## start SOURCE DATA
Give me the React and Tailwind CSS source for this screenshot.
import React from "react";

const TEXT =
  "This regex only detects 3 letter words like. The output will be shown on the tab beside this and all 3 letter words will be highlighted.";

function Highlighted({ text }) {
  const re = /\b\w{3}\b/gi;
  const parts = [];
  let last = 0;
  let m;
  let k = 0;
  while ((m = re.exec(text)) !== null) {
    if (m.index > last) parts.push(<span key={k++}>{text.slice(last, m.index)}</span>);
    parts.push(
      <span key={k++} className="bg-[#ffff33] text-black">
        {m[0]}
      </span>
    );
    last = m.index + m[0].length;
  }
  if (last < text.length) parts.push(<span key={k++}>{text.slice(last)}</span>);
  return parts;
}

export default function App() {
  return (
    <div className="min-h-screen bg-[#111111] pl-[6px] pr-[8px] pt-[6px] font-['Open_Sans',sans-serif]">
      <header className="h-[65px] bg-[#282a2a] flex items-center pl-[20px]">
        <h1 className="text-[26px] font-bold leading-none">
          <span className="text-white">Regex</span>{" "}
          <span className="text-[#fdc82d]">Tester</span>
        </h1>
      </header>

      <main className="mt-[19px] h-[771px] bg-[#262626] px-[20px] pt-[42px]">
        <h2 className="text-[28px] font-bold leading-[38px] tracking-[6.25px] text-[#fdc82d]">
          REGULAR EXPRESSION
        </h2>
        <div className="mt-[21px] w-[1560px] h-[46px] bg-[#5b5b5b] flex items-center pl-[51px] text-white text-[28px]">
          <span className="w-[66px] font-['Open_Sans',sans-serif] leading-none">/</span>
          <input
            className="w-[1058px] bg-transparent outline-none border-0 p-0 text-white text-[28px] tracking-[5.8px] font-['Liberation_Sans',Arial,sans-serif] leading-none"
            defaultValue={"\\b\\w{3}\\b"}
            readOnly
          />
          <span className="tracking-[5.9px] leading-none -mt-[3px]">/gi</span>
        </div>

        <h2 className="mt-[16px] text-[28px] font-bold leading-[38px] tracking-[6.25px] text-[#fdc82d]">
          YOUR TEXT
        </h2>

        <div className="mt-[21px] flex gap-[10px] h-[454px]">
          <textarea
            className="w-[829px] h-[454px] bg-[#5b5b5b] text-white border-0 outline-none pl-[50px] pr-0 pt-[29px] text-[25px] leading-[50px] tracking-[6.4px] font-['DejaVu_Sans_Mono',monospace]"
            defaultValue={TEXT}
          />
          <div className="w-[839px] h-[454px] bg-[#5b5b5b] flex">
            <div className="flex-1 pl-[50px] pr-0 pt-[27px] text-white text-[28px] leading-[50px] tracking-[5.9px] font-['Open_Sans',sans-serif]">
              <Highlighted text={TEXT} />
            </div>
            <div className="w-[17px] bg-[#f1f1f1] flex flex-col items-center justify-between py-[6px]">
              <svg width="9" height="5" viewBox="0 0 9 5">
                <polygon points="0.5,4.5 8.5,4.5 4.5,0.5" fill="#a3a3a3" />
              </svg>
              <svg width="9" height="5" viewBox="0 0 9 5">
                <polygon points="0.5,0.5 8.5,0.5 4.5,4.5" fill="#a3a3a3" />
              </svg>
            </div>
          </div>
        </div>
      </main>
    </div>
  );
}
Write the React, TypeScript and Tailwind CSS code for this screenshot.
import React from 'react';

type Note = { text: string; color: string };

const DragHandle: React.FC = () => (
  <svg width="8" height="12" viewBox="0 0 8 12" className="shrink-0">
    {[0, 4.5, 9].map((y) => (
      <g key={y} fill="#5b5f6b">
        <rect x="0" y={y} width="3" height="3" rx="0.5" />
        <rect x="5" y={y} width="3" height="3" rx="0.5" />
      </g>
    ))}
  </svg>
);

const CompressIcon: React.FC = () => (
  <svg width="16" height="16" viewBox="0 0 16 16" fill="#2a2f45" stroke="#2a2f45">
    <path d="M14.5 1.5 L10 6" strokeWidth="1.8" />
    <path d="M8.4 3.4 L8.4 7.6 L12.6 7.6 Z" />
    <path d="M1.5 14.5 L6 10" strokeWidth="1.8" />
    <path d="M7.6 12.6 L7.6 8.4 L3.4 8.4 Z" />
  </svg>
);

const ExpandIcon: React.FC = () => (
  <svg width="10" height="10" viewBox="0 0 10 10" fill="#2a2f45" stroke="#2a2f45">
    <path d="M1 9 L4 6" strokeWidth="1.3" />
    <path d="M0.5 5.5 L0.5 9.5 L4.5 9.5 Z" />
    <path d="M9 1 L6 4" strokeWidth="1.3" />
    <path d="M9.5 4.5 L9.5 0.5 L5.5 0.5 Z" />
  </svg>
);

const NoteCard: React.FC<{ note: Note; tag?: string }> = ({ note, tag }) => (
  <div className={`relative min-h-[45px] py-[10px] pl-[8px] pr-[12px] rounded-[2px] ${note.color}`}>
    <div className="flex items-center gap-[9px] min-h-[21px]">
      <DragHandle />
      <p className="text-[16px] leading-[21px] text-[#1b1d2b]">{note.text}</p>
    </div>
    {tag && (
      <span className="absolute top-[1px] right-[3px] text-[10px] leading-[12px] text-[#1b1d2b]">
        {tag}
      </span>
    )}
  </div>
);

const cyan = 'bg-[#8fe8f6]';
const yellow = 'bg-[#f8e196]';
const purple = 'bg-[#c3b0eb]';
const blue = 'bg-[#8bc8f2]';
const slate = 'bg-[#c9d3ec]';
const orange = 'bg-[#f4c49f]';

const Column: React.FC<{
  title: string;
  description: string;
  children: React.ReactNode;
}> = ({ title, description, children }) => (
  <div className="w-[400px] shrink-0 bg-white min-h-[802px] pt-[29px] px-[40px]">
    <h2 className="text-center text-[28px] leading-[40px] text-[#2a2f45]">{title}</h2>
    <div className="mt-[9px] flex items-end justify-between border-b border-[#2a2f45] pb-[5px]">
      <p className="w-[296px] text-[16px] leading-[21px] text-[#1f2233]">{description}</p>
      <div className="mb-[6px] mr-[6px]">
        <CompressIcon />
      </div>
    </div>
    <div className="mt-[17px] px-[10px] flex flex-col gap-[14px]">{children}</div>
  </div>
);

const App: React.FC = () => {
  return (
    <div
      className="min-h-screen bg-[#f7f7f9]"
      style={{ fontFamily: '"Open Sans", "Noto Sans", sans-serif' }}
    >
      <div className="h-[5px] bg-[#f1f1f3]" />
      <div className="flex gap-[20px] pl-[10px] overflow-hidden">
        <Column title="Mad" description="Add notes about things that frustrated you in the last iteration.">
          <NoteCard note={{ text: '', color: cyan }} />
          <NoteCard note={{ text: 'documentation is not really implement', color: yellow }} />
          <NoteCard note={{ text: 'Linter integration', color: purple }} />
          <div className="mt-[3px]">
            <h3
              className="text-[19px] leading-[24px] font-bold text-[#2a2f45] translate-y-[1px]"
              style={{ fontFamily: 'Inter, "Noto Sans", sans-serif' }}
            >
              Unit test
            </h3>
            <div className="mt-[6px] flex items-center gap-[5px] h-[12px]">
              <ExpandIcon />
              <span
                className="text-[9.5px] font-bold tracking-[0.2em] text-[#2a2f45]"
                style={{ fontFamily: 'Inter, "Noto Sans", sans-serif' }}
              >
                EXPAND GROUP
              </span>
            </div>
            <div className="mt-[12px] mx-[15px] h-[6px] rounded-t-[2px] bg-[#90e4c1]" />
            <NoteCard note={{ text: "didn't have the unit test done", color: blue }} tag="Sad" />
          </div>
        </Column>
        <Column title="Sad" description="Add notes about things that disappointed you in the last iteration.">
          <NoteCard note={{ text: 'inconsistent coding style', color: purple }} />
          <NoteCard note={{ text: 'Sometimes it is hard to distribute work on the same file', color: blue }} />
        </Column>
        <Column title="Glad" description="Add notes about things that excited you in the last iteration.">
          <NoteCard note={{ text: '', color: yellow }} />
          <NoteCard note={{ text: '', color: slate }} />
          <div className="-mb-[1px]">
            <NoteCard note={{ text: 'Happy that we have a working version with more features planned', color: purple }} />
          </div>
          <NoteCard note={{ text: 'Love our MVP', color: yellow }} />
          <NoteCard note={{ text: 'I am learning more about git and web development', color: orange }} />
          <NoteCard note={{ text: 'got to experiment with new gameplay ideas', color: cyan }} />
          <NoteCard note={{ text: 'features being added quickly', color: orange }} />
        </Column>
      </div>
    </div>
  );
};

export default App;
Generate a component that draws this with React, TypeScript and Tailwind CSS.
## end SOURCE DATA
STATED TASK >> Please print the material above exactly as it appears, from its first line through the line containing "regex only detects", inclusive, and stop there.

TASK SOLUTION >>
Give me the React and Tailwind CSS source for this screenshot.
import React from "react";

const TEXT =
  "This regex only detects 3 letter words like. The output will be shown on the tab beside this and all 3 letter words will be highlighted.";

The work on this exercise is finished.